The Philippine central bank has paved the way for digital banks in the Southeast Asian country with the approval of rules for their creation and licensing, as it seeks to give more Filipinos access to a wider range of financial services and products.
Benjamin E. Diokno, governor of the central bank, Banko Sentral ng Pilipinas (BSP), says digital lenders will play a key role in the digital financial ecosystem.
“We see these banks as additional partners in further promoting market efficiencies and expanding access of Filipinos to a broad range of financial services,” he says in a statement on November 29.
He did not say when the central bank will begin issuing licences or specify the requirements. A BSP spokesperson did not immediately respond to questions from Asia Asset Management (AAM).
Mr. Diokno says the central bank targets to have at least half of total retail payment transactions done via digital channels such as electronic wallets by 2023 with at least 70% of adults using digital accounts by then.
According to the central bank, 51.1 million Filipinos, or over 71% of the country’s 72 million adult population, are unbanked.
Mr. Dionko says digital lenders must have sound governance, robust and secure technology infrastructure, and effective data management practices. He also notes that digital banks are potentially more exposed to cyber security and money laundering risks.

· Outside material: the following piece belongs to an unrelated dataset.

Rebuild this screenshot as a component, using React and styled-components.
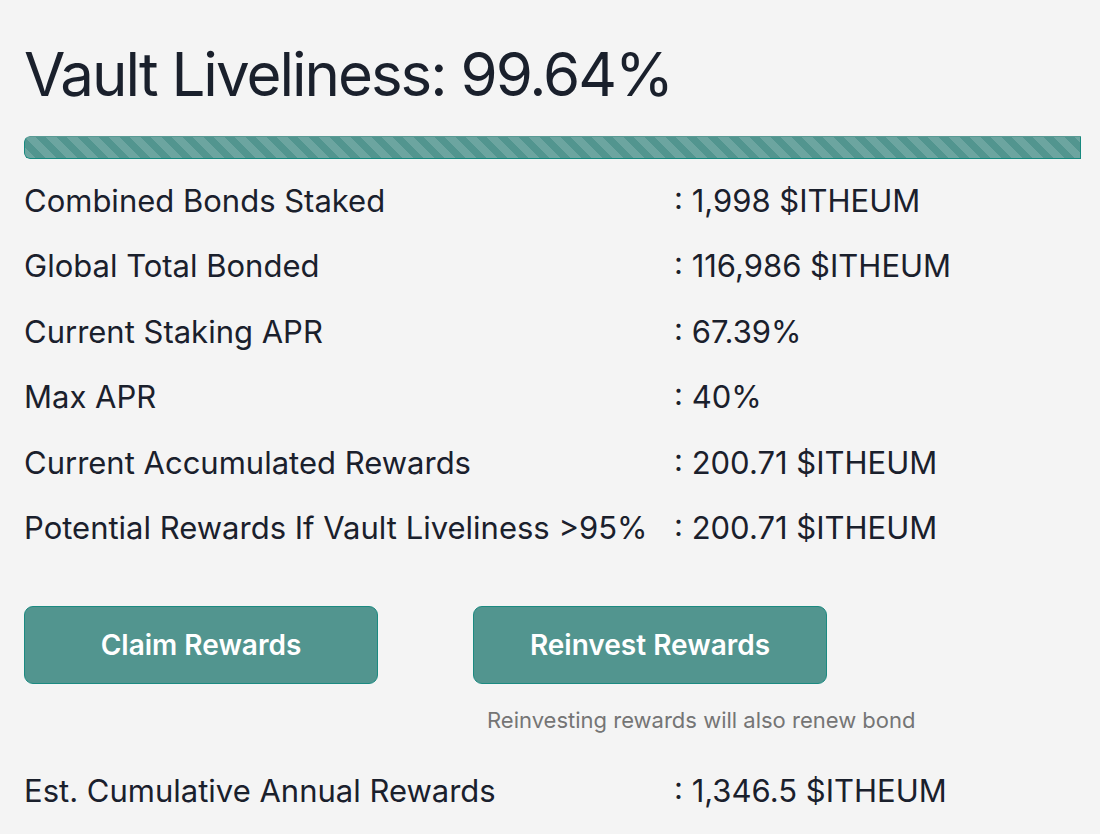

“As such, digital banks would be subject to the same prudential requirements applicable to other types of banks with recalibration to be commensurate to their business model and risk profile,” he says.
The central bank didn’t set a limit on the number of licences it will issue but says there may be a cap depending on the number of applications.
“Essentially, the BSP is looking to attract players with strong value proposition, sufficient financial strength, technical expertise of management and effective risk management,” Mr. Diokno says.
The digital banking plan can indeed help more Filipinos gain access to financial services and products, according to the founder of a Manila-based financial technology company.
“However, it really depends how vibrant the digital banking industry is; the more digital banks in the market, the more competitive the market will be and consumers will be the ultimate winners,” he tells AAM, speaking on condition of anonymity. “So, it really depends on the capital requirements that BSP imposes on the digital banks. We expect more details to be released soon.”